╭─ Supplied material

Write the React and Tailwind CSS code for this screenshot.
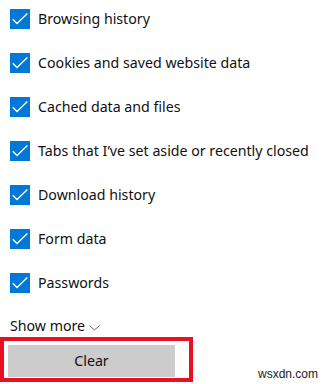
import React from "react";

const items = [
  "Browsing history",
  "Cookies and saved website data",
  "Cached data and files",
  "Tabs that I\u2019ve set aside or recently closed",
  "Download history",
  "Form data",
  "Passwords",
];

function Check() {
  return (
    <div className="w-5 h-5 bg-[#0078d7] shrink-0">
      <svg width="20" height="20" viewBox="0 0 20 20">
        <polyline points="2.8,10.2 7,14.6 17.4,4.6" fill="none" stroke="#fff" strokeWidth="1.4" />
      </svg>
    </div>
  );
}

export default function App() {
  return (
    <div className="w-[331px] h-[384px] bg-white relative overflow-hidden text-[#111]" style={{ fontFamily: '"Noto Sans", "Open Sans", sans-serif' }}>
      <div className="flex flex-col">
        {items.map((t) => (
          <div key={t} className="h-[44px] pt-[9px] pl-[10px]">
            <div className="flex items-center h-5 gap-[8px]">
              <Check />
              <span className="text-[14.2px] leading-5 whitespace-nowrap">{t}</span>
            </div>
          </div>
        ))}
        <div className="h-[29px] pl-[10px] pt-[8px] flex items-start">
          <span className="text-[14.2px] leading-5 whitespace-nowrap">Show more</span>
          <svg className="ml-[4px] mt-[9px]" width="11" height="6" viewBox="0 0 11 6">
            <polyline points="0.5,0.5 5.5,5 10.5,0.5" fill="none" stroke="#555" strokeWidth="0.9" />
          </svg>
        </div>
        <div className="w-[193px] h-[45px] border-4 border-[#e81123] pl-[4px] pt-[4px]">
          <div className="w-[167px] h-[32px] bg-[#cccccc] flex items-center justify-center text-[14.2px]">Clear</div>
        </div>
      </div>
      <div className="absolute left-[258px] top-[365px] text-[12px] text-[#222]" style={{ fontFamily: '"Liberation Sans", Arial, sans-serif' }}>wsxdn.com</div>
    </div>
  );
}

╰─

**The problem:** The answer is the number of lines in the preceding material that hold "React"; write that number and nothing else.

**Expected answer:** 2